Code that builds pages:
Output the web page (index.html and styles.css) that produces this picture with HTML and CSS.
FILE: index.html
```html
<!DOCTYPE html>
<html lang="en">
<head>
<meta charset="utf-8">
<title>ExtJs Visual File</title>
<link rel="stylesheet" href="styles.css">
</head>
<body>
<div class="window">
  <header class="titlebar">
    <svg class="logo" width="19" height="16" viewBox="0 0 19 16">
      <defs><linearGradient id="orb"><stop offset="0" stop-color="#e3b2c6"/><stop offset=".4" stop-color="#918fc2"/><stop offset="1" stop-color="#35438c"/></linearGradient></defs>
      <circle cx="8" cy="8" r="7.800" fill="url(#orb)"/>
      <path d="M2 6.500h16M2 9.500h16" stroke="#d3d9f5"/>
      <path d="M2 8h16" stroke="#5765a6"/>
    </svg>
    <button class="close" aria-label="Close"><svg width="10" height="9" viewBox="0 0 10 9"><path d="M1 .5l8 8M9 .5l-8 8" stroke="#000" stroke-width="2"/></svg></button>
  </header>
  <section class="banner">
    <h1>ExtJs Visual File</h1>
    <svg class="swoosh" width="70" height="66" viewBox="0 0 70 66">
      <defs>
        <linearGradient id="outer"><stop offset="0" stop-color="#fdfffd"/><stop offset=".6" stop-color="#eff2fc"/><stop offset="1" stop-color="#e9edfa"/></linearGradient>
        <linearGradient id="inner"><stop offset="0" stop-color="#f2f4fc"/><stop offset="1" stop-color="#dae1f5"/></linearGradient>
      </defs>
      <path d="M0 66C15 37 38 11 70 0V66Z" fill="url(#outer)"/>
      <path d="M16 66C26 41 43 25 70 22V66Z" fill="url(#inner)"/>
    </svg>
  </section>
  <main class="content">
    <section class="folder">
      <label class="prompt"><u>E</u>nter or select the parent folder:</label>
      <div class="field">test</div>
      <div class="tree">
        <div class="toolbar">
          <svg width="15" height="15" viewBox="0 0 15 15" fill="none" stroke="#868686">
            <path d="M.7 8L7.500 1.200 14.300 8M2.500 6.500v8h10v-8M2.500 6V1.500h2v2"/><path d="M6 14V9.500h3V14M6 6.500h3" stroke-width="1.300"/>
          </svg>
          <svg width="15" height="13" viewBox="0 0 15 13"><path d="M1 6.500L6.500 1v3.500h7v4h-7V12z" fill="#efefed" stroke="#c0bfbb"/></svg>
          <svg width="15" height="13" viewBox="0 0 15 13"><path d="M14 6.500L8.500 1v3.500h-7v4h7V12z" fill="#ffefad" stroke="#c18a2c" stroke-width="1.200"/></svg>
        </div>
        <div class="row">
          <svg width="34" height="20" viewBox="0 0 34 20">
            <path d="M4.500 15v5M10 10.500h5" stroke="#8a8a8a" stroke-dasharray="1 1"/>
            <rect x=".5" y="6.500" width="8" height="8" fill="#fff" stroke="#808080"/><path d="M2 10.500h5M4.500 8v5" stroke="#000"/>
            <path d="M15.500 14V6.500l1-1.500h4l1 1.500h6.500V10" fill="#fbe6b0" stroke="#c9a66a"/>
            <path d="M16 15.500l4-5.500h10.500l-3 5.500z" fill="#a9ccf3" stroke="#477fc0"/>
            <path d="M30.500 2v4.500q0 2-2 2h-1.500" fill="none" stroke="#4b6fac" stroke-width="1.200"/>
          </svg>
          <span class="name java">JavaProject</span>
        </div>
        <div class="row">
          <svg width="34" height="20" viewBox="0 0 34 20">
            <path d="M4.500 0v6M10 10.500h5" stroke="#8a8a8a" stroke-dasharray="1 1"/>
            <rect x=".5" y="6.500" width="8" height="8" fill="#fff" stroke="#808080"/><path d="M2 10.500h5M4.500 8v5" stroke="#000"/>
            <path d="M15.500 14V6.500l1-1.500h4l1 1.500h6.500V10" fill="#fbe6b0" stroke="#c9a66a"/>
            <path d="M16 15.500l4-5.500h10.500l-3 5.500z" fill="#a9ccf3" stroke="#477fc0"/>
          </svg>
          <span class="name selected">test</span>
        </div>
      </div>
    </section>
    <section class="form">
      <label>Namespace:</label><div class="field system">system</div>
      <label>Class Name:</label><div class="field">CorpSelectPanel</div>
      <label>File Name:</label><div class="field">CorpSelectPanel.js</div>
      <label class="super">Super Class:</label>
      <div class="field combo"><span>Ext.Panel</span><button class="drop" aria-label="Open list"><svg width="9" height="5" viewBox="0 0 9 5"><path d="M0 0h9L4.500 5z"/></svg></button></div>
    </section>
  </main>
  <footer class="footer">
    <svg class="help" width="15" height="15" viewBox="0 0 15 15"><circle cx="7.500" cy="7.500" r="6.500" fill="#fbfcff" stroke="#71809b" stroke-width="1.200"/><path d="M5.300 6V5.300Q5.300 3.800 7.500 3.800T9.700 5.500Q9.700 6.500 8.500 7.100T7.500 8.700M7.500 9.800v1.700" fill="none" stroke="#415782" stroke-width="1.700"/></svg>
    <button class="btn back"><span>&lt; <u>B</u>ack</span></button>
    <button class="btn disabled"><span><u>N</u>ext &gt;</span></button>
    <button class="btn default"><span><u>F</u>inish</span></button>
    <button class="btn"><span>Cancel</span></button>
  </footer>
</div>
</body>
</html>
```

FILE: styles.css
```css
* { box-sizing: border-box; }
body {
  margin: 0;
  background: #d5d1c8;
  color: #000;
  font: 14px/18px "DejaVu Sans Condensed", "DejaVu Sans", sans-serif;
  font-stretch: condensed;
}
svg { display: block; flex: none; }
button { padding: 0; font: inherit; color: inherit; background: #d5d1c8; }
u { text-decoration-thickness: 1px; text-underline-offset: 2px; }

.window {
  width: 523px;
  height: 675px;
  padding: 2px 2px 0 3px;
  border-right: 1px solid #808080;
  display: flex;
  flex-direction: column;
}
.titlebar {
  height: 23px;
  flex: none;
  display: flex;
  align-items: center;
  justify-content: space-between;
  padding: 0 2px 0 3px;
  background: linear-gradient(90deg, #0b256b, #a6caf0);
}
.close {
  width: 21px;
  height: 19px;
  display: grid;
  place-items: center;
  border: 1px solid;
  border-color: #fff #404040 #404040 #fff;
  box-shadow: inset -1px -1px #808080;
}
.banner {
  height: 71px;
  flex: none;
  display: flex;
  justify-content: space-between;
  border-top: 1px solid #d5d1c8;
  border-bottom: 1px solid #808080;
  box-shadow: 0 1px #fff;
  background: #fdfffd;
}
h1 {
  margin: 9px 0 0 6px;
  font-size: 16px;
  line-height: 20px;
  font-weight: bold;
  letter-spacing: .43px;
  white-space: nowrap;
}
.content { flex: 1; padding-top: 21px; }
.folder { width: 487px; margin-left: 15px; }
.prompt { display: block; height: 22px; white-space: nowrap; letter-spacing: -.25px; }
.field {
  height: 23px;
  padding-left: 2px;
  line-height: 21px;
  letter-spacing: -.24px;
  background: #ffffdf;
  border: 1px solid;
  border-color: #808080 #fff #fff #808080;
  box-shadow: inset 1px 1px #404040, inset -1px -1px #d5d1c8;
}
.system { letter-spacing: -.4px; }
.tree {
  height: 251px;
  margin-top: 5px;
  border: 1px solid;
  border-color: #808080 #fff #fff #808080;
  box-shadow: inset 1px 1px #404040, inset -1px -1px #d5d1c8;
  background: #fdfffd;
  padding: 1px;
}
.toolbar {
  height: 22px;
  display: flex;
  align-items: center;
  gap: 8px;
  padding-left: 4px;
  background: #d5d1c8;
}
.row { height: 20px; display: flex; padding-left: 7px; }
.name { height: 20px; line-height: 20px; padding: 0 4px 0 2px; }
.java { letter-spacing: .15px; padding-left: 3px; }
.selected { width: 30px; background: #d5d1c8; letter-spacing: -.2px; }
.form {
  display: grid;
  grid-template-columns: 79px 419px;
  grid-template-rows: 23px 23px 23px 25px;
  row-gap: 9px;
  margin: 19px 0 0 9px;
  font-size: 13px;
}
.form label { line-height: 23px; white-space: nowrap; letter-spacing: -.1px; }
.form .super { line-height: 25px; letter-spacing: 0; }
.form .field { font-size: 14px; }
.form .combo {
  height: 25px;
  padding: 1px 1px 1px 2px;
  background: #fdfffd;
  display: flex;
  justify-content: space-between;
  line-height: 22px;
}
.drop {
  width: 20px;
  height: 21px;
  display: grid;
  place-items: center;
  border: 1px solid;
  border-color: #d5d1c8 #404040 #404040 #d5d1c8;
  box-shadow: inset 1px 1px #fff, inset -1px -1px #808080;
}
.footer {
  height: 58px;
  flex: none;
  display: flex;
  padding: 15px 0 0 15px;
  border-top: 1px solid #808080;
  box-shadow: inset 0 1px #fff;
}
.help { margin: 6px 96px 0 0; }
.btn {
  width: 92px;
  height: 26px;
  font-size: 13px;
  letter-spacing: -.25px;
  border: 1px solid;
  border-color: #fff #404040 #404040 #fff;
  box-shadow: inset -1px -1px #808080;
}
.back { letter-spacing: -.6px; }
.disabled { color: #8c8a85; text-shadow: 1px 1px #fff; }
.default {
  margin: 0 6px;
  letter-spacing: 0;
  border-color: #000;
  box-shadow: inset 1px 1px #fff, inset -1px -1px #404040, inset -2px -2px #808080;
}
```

==

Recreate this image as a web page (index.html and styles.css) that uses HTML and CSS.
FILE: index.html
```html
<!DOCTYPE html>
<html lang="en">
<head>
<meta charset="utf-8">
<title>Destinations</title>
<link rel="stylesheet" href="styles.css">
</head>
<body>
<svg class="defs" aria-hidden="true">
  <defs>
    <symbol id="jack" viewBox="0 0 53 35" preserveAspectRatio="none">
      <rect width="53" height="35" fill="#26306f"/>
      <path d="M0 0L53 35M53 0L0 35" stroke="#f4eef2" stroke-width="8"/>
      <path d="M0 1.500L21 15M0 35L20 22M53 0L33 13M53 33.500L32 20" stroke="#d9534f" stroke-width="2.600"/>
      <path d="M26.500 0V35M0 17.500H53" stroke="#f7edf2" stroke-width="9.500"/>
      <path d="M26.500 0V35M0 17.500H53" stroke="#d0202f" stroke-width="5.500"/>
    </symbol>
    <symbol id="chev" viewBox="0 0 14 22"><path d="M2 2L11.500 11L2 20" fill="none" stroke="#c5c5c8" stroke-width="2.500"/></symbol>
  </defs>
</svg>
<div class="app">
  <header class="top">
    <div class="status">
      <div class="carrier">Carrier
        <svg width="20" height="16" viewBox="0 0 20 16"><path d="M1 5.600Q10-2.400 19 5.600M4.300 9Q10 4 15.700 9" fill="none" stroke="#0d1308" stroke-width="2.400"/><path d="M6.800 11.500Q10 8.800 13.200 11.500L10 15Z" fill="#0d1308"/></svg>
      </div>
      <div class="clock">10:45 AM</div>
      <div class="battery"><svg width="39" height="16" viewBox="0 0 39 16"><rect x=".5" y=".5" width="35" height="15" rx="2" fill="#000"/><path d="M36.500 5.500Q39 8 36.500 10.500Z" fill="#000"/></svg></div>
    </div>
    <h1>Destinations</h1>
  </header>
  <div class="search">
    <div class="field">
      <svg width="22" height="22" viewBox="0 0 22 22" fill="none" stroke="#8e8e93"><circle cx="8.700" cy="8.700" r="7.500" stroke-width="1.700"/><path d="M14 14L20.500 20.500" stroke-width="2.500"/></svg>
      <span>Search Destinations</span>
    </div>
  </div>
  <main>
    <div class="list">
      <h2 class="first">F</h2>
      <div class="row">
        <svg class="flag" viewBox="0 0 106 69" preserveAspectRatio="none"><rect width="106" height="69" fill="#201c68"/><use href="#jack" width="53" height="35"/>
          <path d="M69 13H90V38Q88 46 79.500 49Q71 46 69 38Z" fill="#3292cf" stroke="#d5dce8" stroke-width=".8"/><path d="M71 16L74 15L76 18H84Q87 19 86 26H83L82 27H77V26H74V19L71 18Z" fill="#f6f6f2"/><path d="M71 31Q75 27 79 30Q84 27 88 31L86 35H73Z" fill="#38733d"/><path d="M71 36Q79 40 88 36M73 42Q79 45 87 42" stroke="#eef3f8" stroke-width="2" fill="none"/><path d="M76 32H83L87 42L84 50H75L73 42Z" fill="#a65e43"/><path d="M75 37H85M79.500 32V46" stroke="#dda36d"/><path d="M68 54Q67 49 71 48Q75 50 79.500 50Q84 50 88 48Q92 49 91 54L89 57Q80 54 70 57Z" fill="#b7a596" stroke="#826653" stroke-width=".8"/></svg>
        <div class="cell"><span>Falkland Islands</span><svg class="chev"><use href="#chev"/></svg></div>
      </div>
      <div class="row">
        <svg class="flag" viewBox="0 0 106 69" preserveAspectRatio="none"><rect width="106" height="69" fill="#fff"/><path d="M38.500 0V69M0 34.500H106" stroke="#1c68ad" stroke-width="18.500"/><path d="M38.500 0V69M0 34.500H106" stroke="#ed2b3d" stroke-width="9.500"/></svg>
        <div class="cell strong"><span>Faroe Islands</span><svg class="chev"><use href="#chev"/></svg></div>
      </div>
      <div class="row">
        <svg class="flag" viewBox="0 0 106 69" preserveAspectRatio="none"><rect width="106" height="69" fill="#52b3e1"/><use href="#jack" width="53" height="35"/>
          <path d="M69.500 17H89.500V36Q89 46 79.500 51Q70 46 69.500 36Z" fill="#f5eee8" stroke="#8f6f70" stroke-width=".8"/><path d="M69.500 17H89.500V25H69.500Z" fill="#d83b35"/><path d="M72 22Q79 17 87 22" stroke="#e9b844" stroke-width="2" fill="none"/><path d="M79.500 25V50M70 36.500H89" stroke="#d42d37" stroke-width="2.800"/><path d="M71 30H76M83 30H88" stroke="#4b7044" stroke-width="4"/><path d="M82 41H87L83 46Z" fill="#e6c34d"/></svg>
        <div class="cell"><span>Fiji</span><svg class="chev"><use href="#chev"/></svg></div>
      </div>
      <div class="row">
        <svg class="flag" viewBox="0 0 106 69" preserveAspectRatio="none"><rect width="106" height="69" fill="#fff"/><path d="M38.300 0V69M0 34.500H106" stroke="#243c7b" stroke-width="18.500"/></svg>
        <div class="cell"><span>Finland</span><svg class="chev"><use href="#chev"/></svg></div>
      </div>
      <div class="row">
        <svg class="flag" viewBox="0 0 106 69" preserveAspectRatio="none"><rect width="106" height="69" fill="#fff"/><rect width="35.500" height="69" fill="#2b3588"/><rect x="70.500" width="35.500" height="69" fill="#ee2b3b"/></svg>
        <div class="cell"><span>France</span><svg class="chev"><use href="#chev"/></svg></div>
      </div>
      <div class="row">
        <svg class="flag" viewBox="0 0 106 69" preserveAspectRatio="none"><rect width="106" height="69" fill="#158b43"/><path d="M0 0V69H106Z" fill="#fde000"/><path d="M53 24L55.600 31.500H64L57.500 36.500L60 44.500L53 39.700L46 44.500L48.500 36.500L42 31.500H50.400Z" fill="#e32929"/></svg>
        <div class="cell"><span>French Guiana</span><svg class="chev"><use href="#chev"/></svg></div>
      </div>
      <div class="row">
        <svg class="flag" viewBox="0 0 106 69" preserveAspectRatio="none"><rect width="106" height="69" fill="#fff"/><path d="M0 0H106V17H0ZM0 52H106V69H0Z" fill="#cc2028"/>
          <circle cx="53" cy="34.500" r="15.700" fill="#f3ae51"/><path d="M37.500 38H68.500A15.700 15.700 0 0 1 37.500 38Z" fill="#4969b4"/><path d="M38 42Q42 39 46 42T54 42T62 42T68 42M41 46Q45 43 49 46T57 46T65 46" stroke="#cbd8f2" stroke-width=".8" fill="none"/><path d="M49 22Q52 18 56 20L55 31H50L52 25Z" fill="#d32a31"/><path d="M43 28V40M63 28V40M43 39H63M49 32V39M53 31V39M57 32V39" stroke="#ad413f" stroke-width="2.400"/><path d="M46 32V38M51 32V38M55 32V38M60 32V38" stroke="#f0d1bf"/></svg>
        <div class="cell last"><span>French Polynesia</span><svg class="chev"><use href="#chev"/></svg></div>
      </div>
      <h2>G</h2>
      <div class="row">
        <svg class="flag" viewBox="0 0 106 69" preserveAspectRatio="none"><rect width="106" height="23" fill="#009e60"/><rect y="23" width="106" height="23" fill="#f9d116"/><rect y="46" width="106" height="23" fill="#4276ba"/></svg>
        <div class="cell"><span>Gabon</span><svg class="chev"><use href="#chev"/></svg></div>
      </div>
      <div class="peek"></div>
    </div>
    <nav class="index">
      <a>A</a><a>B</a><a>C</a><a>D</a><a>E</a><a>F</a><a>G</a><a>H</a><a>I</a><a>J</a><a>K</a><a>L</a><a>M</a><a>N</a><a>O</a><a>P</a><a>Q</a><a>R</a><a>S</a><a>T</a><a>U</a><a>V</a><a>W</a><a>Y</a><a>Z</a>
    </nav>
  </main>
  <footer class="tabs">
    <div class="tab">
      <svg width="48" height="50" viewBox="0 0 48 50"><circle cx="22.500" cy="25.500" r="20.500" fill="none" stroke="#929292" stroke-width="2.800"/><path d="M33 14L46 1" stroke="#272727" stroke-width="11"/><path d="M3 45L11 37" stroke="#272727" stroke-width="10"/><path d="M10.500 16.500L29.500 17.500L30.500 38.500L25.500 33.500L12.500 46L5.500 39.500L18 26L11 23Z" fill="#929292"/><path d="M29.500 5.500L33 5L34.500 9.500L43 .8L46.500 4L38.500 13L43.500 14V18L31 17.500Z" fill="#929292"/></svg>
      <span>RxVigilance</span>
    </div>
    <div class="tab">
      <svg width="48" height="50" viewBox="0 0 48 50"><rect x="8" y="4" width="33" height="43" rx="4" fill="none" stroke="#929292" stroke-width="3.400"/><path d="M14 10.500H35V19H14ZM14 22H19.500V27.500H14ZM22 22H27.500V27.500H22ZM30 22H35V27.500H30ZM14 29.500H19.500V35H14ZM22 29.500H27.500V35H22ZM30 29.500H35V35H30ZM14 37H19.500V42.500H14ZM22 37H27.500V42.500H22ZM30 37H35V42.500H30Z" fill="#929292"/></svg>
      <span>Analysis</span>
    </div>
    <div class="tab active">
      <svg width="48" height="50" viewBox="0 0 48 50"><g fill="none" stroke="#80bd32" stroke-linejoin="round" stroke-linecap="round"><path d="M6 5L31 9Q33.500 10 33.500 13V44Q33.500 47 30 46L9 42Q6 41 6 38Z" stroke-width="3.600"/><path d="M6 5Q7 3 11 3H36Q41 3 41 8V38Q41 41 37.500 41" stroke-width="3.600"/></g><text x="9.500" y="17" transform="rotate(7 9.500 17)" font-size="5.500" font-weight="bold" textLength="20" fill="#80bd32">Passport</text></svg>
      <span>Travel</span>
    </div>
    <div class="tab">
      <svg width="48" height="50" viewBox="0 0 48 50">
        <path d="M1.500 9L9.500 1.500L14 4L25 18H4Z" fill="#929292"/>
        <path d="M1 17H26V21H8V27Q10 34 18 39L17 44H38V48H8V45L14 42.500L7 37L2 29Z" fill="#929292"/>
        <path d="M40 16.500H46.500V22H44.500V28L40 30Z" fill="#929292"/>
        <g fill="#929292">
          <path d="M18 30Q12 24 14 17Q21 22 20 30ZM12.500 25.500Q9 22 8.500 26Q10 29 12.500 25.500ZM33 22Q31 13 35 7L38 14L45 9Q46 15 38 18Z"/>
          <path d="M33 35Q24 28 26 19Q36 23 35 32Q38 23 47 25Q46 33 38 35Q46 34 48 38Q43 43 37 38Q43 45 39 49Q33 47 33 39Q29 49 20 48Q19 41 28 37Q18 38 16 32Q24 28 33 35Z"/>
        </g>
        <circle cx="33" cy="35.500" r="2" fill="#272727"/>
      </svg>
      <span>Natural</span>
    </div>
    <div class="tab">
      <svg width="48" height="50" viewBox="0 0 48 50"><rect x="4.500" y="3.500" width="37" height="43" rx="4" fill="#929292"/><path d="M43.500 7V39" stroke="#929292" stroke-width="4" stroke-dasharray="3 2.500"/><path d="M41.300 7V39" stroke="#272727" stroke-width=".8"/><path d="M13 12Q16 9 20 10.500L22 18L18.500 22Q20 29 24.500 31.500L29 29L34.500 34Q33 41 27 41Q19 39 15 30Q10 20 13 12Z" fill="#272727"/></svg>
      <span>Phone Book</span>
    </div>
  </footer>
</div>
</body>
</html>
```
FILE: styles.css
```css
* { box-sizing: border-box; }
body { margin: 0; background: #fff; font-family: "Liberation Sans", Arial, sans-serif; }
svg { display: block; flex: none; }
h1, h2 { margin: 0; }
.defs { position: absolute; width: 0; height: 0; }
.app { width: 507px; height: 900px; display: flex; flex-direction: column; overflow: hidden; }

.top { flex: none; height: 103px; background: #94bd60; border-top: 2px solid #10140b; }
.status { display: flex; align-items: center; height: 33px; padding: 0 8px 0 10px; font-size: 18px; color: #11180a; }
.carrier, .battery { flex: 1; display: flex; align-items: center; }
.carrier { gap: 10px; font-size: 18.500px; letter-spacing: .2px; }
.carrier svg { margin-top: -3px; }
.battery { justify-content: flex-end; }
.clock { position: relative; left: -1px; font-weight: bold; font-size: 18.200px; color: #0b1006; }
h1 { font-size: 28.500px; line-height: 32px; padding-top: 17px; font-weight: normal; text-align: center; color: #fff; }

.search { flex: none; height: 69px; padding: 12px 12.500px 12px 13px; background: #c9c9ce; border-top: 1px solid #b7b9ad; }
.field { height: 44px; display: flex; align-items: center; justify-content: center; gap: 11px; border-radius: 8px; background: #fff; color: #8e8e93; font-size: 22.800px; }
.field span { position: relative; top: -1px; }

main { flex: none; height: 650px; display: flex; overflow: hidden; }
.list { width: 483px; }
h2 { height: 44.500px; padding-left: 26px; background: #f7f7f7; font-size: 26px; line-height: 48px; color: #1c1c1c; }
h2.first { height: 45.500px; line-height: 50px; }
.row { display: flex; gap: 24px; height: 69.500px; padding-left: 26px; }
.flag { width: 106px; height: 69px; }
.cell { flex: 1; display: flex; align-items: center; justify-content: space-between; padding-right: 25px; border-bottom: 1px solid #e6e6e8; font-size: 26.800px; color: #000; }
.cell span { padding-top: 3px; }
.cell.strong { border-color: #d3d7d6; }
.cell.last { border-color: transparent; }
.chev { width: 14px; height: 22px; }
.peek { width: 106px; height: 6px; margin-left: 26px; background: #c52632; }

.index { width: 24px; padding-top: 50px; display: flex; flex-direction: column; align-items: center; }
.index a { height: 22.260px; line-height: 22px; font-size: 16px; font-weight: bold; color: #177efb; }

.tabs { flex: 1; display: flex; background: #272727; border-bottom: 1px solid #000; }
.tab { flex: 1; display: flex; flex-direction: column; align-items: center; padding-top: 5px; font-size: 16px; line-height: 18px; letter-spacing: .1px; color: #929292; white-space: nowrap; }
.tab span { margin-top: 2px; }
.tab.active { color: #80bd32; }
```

DIRECTIONS:
Find "this". Copy every line it occurs in.

TASK SOLUTION:
Output the web page (index.html and styles.css) that produces this picture with HTML and CSS.
Recreate this image as a web page (index.html and styles.css) that uses HTML and CSS.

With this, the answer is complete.